• _WHAT THE EXERCISE ASKS_
Transcribe the listing exactly, leaving out every picture.
************
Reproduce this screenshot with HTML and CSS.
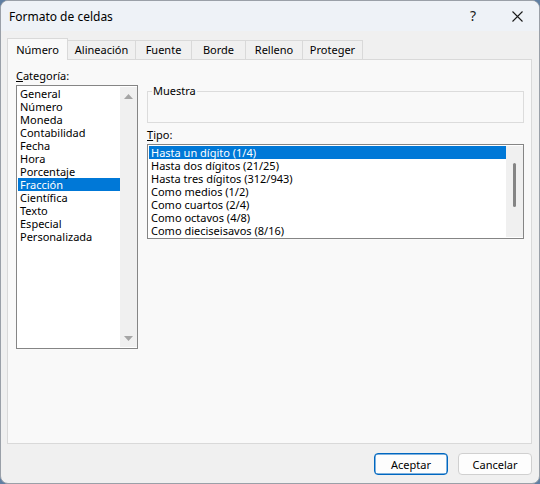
FILE: index.html
```html
<!DOCTYPE html>
<html lang="es">
<head>
<meta charset="utf-8">
<title>Formato de celdas</title>
<link rel="stylesheet" href="styles.css">
</head>
<body>
<div class="window">
  <div class="titlebar">
    <span class="title">Formato de celdas</span>
    <span class="help">?</span>
    <svg class="close" width="11" height="11" viewBox="0 0 11 11"><path d="M0.5 0.5 L10.5 10.5 M10.5 0.5 L0.5 10.5" stroke="#1a1a1a" stroke-width="1.1" fill="none"/></svg>
  </div>
  <div class="body">
    <div class="tabs">
      <div class="tab active tab-num">Número</div>
      <div class="tab tab-ali">Alineación</div>
      <div class="tab tab-fue">Fuente</div>
      <div class="tab tab-bor">Borde</div>
      <div class="tab tab-rel">Relleno</div>
      <div class="tab tab-pro">Proteger</div>
    </div>
    <div class="panel">
      <div class="col-left">
        <div class="label"><span class="ul">C</span>ategoría:</div>
        <div class="listbox cat">
          <ul class="items">
            <li>General</li>
            <li>Número</li>
            <li>Moneda</li>
            <li>Contabilidad</li>
            <li>Fecha</li>
            <li>Hora</li>
            <li>Porcentaje</li>
            <li class="sel">Fracción</li>
            <li>Científica</li>
            <li>Texto</li>
            <li>Especial</li>
            <li>Personalizada</li>
          </ul>
          <div class="vscroll arrows">
            <svg width="9" height="5" viewBox="0 0 9 5"><path d="M4.5 0 L9 5 L0 5 Z" fill="#a5a5a5"/></svg>
            <svg width="9" height="5" viewBox="0 0 9 5"><path d="M0 0 L9 0 L4.5 5 Z" fill="#a5a5a5"/></svg>
          </div>
        </div>
      </div>
      <div class="col-right">
        <fieldset class="group">
          <legend>Muestra</legend>
        </fieldset>
        <div class="label"><span class="ul">T</span>ipo:</div>
        <div class="listbox tipo">
          <ul class="items">
            <li class="sel">Hasta un dígito (1/4)</li>
            <li>Hasta dos dígitos (21/25)</li>
            <li>Hasta tres dígitos (312/943)</li>
            <li>Como medios (1/2)</li>
            <li>Como cuartos (2/4)</li>
            <li>Como octavos (4/8)</li>
            <li>Como dieciseisavos (8/16)</li>
          </ul>
          <div class="vscroll">
            <div class="thumb"></div>
          </div>
        </div>
      </div>
    </div>
    <div class="buttons">
      <button class="btn primary">Aceptar</button>
      <button class="btn">Cancelar</button>
    </div>
  </div>
</div>
</body>
</html>
```

FILE: styles.css
```css
* { box-sizing: border-box; }
html, body { margin: 0; padding: 0; }
body {
  width: 540px;
  height: 484px;
  overflow: hidden;
  background: #5f7fa3;
  font-family: "Noto Sans", "Segoe UI", sans-serif;
  font-size: 11px;
  color: #000;
}
.window {
  width: 540px;
  height: 484px;
  border: 1px solid #9aa0a8;
  border-radius: 8px;
  background: #f0f0f0;
  overflow: hidden;
  display: flex;
  flex-direction: column;
}
.titlebar {
  flex: none;
  height: 30px;
  background: #eef2f7;
  display: flex;
  align-items: center;
  padding-left: 8px;
}
.title { flex: 1; font-size: 12px; }
.help { font-size: 14px; width: 6px; margin-right: 36px; line-height: 14px; color: #1a1a1a; }
.close { margin-right: 16px; display: block; }

.body {
  flex: 1;
  display: flex;
  flex-direction: column;
  padding: 7px 7px 8px 6px;
}
.tabs {
  display: flex;
  align-items: flex-end;
  height: 21px;
  position: relative;
  z-index: 1;
}
.tab {
  height: 19px;
  border: 1px solid #d9d9d9;
  border-bottom: none;
  margin-left: -1px;
  background: #f0f0f0;
  text-align: center;
  line-height: 17px;
}
.tab.active {
  height: 22px;
  margin-bottom: -1px;
  margin-left: 0;
  background: #f9f9f9;
  line-height: 21px;
}
.tab-num { width: 61px; }
.tab-ali { width: 69px; }
.tab-fue { width: 57px; }
.tab-bor { width: 55px; }
.tab-rel { width: 58px; }
.tab-pro { width: 61px; }

.panel {
  height: 385px;
  border: 1px solid #d9d9d9;
  background: #f9f9f9;
  padding: 8px 7px 0 8px;
  display: flex;
  gap: 9px;
}
.col-left { width: 122px; flex: none; }
.col-right { width: 377px; flex: none; }
.label { height: 15px; line-height: 15px; margin-bottom: 2px; }
.ul { text-decoration: underline; }

.listbox {
  border: 1px solid #858585;
  background: #fff;
  display: flex;
  padding: 1px 0 1px 1px;
}
.listbox.cat { height: 264px; }
.listbox.tipo { height: 95px; }
.items {
  list-style: none;
  margin: 0;
  padding: 0;
  flex: 1;
}
.items li {
  height: 13px;
  line-height: 13px;
  padding-left: 2px;
  white-space: nowrap;
}
.items li.sel { background: #0078d7; color: #fff; }
.vscroll {
  width: 17px;
  flex: none;
  background: #f0f0f0;
}
.vscroll.arrows {
  display: flex;
  flex-direction: column;
  justify-content: space-between;
  align-items: center;
  padding: 7px 0 6px;
}
.vscroll svg { display: block; }
.thumb {
  width: 3px;
  height: 44px;
  margin: 17px auto 0;
  background: #858585;
  border-radius: 2px;
}

.group {
  margin: 16px 0 0 0;
  padding: 0 4px;
  height: 39px;
  border: 1px solid #dcdcdc;
  min-width: 0;
}
.group legend {
  padding: 0 1px;
  line-height: 14px;
}
.col-right .label { margin-top: 4px; }

.buttons {
  display: flex;
  justify-content: flex-end;
  gap: 10px;
  margin-top: 9px;
}
.btn {
  width: 74px;
  height: 22px;
  font-family: inherit;
  font-size: 11px;
  color: #000;
  background: #fdfdfd;
  border: 1px solid #d0d0d0;
  border-radius: 4px;
  padding: 0;
}
.btn.primary {
  border-color: #0067c0;
  box-shadow: inset 0 0 0 0.5px #0067c0;
}
```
************
• _EXERCISE SOLUTION_
Reproduce this screenshot with HTML and CSS.
FILE: index.html
```html
<!DOCTYPE html>
<html lang="es">
<head>
<meta charset="utf-8">
<title>Formato de celdas</title>
<link rel="stylesheet" href="styles.css">
</head>
<body>
<div class="window">
  <div class="titlebar">
    <span class="title">Formato de celdas</span>
    <span class="help">?</span>
    <svg class="close" width="11" height="11" viewBox="0 0 11 11"><path d="M0.5 0.5 L10.5 10.5 M10.5 0.5 L0.5 10.5" stroke="#1a1a1a" stroke-width="1.1" fill="none"/></svg>
  </div>
  <div class="body">
    <div class="tabs">
      <div class="tab active tab-num">Número</div>
      <div class="tab tab-ali">Alineación</div>
      <div class="tab tab-fue">Fuente</div>
      <div class="tab tab-bor">Borde</div>
      <div class="tab tab-rel">Relleno</div>
      <div class="tab tab-pro">Proteger</div>
    </div>
    <div class="panel">
      <div class="col-left">
        <div class="label"><span class="ul">C</span>ategoría:</div>
        <div class="listbox cat">
          <ul class="items">
            <li>General</li>
            <li>Número</li>
            <li>Moneda</li>
            <li>Contabilidad</li>
            <li>Fecha</li>
            <li>Hora</li>
            <li>Porcentaje</li>
            <li class="sel">Fracción</li>
            <li>Científica</li>
            <li>Texto</li>
            <li>Especial</li>
            <li>Personalizada</li>
          </ul>
          <div class="vscroll arrows">
            <svg width="9" height="5" viewBox="0 0 9 5"><path d="M4.5 0 L9 5 L0 5 Z" fill="#a5a5a5"/></svg>
            <svg width="9" height="5" viewBox="0 0 9 5"><path d="M0 0 L9 0 L4.5 5 Z" fill="#a5a5a5"/></svg>
          </div>
        </div>
      </div>
      <div class="col-right">
        <fieldset class="group">
          <legend>Muestra</legend>
        </fieldset>
        <div class="label"><span class="ul">T</span>ipo:</div>
        <div class="listbox tipo">
          <ul class="items">
            <li class="sel">Hasta un dígito (1/4)</li>
            <li>Hasta dos dígitos (21/25)</li>
            <li>Hasta tres dígitos (312/943)</li>
            <li>Como medios (1/2)</li>
            <li>Como cuartos (2/4)</li>
            <li>Como octavos (4/8)</li>
            <li>Como dieciseisavos (8/16)</li>
          </ul>
          <div class="vscroll">
            <div class="thumb"></div>
          </div>
        </div>
      </div>
    </div>
    <div class="buttons">
      <button class="btn primary">Aceptar</button>
      <button class="btn">Cancelar</button>
    </div>
  </div>
</div>
</body>
</html>
```

FILE: styles.css
```css
* { box-sizing: border-box; }
html, body { margin: 0; padding: 0; }
body {
  width: 540px;
  height: 484px;
  overflow: hidden;
  background: #5f7fa3;
  font-family: "Noto Sans", "Segoe UI", sans-serif;
  font-size: 11px;
  color: #000;
}
.window {
  width: 540px;
  height: 484px;
  border: 1px solid #9aa0a8;
  border-radius: 8px;
  background: #f0f0f0;
  overflow: hidden;
  display: flex;
  flex-direction: column;
}
.titlebar {
  flex: none;
  height: 30px;
  background: #eef2f7;
  display: flex;
  align-items: center;
  padding-left: 8px;
}
.title { flex: 1; font-size: 12px; }
.help { font-size: 14px; width: 6px; margin-right: 36px; line-height: 14px; color: #1a1a1a; }
.close { margin-right: 16px; display: block; }

.body {
  flex: 1;
  display: flex;
  flex-direction: column;
  padding: 7px 7px 8px 6px;
}
.tabs {
  display: flex;
  align-items: flex-end;
  height: 21px;
  position: relative;
  z-index: 1;
}
.tab {
  height: 19px;
  border: 1px solid #d9d9d9;
  border-bottom: none;
  margin-left: -1px;
  background: #f0f0f0;
  text-align: center;
  line-height: 17px;
}
.tab.active {
  height: 22px;
  margin-bottom: -1px;
  margin-left: 0;
  background: #f9f9f9;
  line-height: 21px;
}
.tab-num { width: 61px; }
.tab-ali { width: 69px; }
.tab-fue { width: 57px; }
.tab-bor { width: 55px; }
.tab-rel { width: 58px; }
.tab-pro { width: 61px; }

.panel {
  height: 385px;
  border: 1px solid #d9d9d9;
  background: #f9f9f9;
  padding: 8px 7px 0 8px;
  display: flex;
  gap: 9px;
}
.col-left { width: 122px; flex: none; }
.col-right { width: 377px; flex: none; }
.label { height: 15px; line-height: 15px; margin-bottom: 2px; }
.ul { text-decoration: underline; }

.listbox {
  border: 1px solid #858585;
  background: #fff;
  display: flex;
  padding: 1px 0 1px 1px;
}
.listbox.cat { height: 264px; }
.listbox.tipo { height: 95px; }
.items {
  list-style: none;
  margin: 0;
  padding: 0;
  flex: 1;
}
.items li {
  height: 13px;
  line-height: 13px;
  padding-left: 2px;
  white-space: nowrap;
}
.items li.sel { background: #0078d7; color: #fff; }
.vscroll {
  width: 17px;
  flex: none;
  background: #f0f0f0;
}
.vscroll.arrows {
  display: flex;
  flex-direction: column;
  justify-content: space-between;
  align-items: center;
  padding: 7px 0 6px;
}
.vscroll svg { display: block; }
.thumb {
  width: 3px;
  height: 44px;
  margin: 17px auto 0;
  background: #858585;
  border-radius: 2px;
}

.group {
  margin: 16px 0 0 0;
  padding: 0 4px;
  height: 39px;
  border: 1px solid #dcdcdc;
  min-width: 0;
}
.group legend {
  padding: 0 1px;
  line-height: 14px;
}
.col-right .label { margin-top: 4px; }

.buttons {
  display: flex;
  justify-content: flex-end;
  gap: 10px;
  margin-top: 9px;
}
.btn {
  width: 74px;
  height: 22px;
  font-family: inherit;
  font-size: 11px;
  color: #000;
  background: #fdfdfd;
  border: 1px solid #d0d0d0;
  border-radius: 4px;
  padding: 0;
}
.btn.primary {
  border-color: #0067c0;
  box-shadow: inset 0 0 0 0.5px #0067c0;
}
```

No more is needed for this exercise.